Abstract

Recent empirical studies have shown that multicore scaling is fast becoming power limited, and consequently, an increasing fraction of a multicore processor has to be under clocked or powered off. Therefore, in addition to fundamental innovations in architecture, compilers and parallelization of application programs, there is a need to develop practical and effective dynamic energy management (DEM) techniques for multicore processors. Existing DEM techniques mainly target reducing processor power consumption and temperature, and only few of them have addressed improving energy efficiency for multicore systems. With energy efficiency taking a center stage in all aspects of computing, the focus of the DEM needs to be on finding practical methods to maximize processor efficiency. Towards this, this article presents STEAM -- an optimal closed-loop DEM controller designed for multicore processors. The objective is to maximize energy efficiency by dynamic voltage and frequency scaling (DVFS). Energy efficiency is defined as the ratio of performance to power consumption or performance-per-watt (PPW). This is the same as the number of instructions executed per Joule. The PPW metric is actually replaced by P α PW (performance α -per-Watt), which allows for controlling the importance of performance versus power consumption by varying α. The proposed controller was implemented on a Linux system and tested with the Intel Sandy Bridge processor. There are three power management schemes called governors , available with Intel platforms. They are referred to as (1) Powersave (lowest power consumption), (2) Performance (achieves highest performance), and (3) Ondemand . Our simple and lightweight controller when executing SPEC CPU2006, PARSEC, and MiBench benchmarks have achieved an average of 18% improvement in energy efficiency (MIPS/Watt) over these ACPI policies.

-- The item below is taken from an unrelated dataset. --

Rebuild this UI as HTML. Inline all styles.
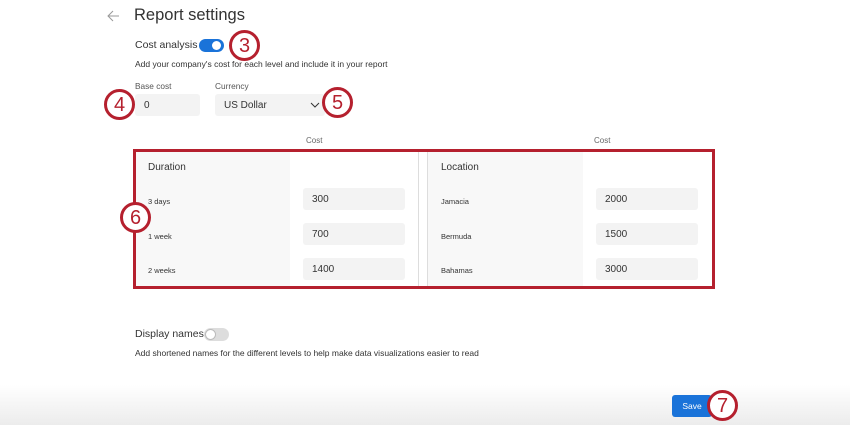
<!DOCTYPE html><html><head><style>
*{box-sizing:border-box;margin:0;padding:0}
body{width:850px;height:425px;overflow:hidden;background:#fff;font-family:"Liberation Sans",sans-serif;color:#333;position:relative}
.a{position:absolute}
.inp{position:absolute;background:#f3f3f3;border-radius:3px;font-size:10px;color:#333;padding-left:9px;display:flex;align-items:center}
.c{position:absolute;width:31px;height:31px;border:3px solid #b5202e;border-radius:50%;background:#fff;color:#b5202e;font-size:20px;display:flex;align-items:center;justify-content:center;padding-top:1px}
.s{font-size:7.5px;color:#333}
</style></head><body>
<div class="a" style="left:0;top:385px;width:850px;height:40px;background:linear-gradient(#fff,#ececec)"></div>
<svg class="a" style="left:106px;top:9px" width="14" height="14" viewBox="0 0 14 14"><path d="M13 7H2M7 2L2 7l5 5" stroke="#999" stroke-width="1" fill="none"/></svg>
<div class="a" style="left:134px;top:6px;font-size:16.5px;color:#333">Report settings</div>
<div class="a" style="left:135px;top:39px;font-size:10.5px">Cost analysis</div>
<div class="a" style="left:199px;top:39px;width:25px;height:13px;border-radius:7px;background:#1a73d9"><div class="a" style="left:13px;top:2px;width:9px;height:9px;border-radius:50%;background:#fff"></div></div>
<div class="a" style="left:135px;top:59px;font-size:8.5px">Add your company's cost for each level and include it in your report</div>
<div class="a" style="left:135px;top:81px;font-size:8.3px;color:#555">Base cost</div>
<div class="a" style="left:215px;top:81px;font-size:8.3px;color:#555">Currency</div>
<div class="inp" style="left:135px;top:94px;width:65px;height:22px">0</div>
<div class="inp" style="left:215px;top:94px;width:110px;height:22px">US Dollar</div>
<svg class="a" style="left:310px;top:101px" width="10" height="8"><path d="M1 2l4 4 4-4" stroke="#333" fill="none"/></svg>
<div class="a" style="left:306px;top:136px;font-size:8px;color:#666">Cost</div>
<div class="a" style="left:594px;top:136px;font-size:8px;color:#666">Cost</div>
<div class="a" style="left:133px;top:149px;width:582px;height:140px;border:3px solid #b5202e;overflow:hidden">
<div class="a" style="left:0;top:0;width:154px;height:140px;background:#f8f8f8"></div>
<div class="a" style="left:282px;top:0;width:1px;height:140px;background:#ddd"></div>
<div class="a" style="left:291px;top:0;width:1px;height:140px;background:#ddd"></div>
<div class="a" style="left:292px;top:0;width:155px;height:140px;background:#f8f8f8"></div>
<div class="a" style="left:12px;top:10px;font-size:10px">Duration</div>
<div class="a" style="left:305px;top:10px;font-size:10px">Location</div>
<div class="a s" style="left:12px;top:45px">3 days</div>
<div class="a s" style="left:12px;top:80px">1 week</div>
<div class="a s" style="left:12px;top:114px">2 weeks</div>
<div class="a s" style="left:305px;top:45px">Jamacia</div>
<div class="a s" style="left:305px;top:80px">Bermuda</div>
<div class="a s" style="left:305px;top:114px">Bahamas</div>
<div class="inp" style="left:167px;top:36px;width:102px;height:22px">300</div>
<div class="inp" style="left:167px;top:71px;width:102px;height:22px">700</div>
<div class="inp" style="left:167px;top:106px;width:102px;height:22px">1400</div>
<div class="inp" style="left:460px;top:36px;width:102px;height:22px">2000</div>
<div class="inp" style="left:460px;top:71px;width:102px;height:22px">1500</div>
<div class="inp" style="left:460px;top:106px;width:102px;height:22px">3000</div>
</div>
<div class="a" style="left:135px;top:328px;font-size:10.5px">Display names</div>
<div class="a" style="left:204px;top:328px;width:25px;height:13px;border-radius:7px;background:#ddd"><div class="a" style="left:1px;top:1px;width:11px;height:11px;border-radius:50%;background:#fff;border:1px solid #bbb"></div></div>
<div class="a" style="left:135px;top:348px;font-size:8.5px">Add shortened names for the different levels to help make data visualizations easier to read</div>
<div class="a" style="left:672px;top:395px;width:40px;height:22px;background:#1a73d9;border-radius:3px;color:#fff;font-size:8.5px;display:flex;align-items:center;justify-content:center">Save</div>
<div class="c" style="left:229px;top:30px">3</div>
<div class="c" style="left:104px;top:89px">4</div>
<div class="c" style="left:322px;top:87px">5</div>
<div class="c" style="left:120px;top:202px">6</div>
<div class="c" style="left:707px;top:390px">7</div>
</body></html>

Moreover, STEAM also demonstrated an excellent prediction of core temperatures and power consumption, and the ability to control the core temperatures within 3 ˆ C of the specified maximum. Finally, the overhead of the STEAM implementation (in terms of CPU resources) is less than 0.25%. The entire implementation is self-contained and can be installed on any processor with very little prior knowledge of the processor.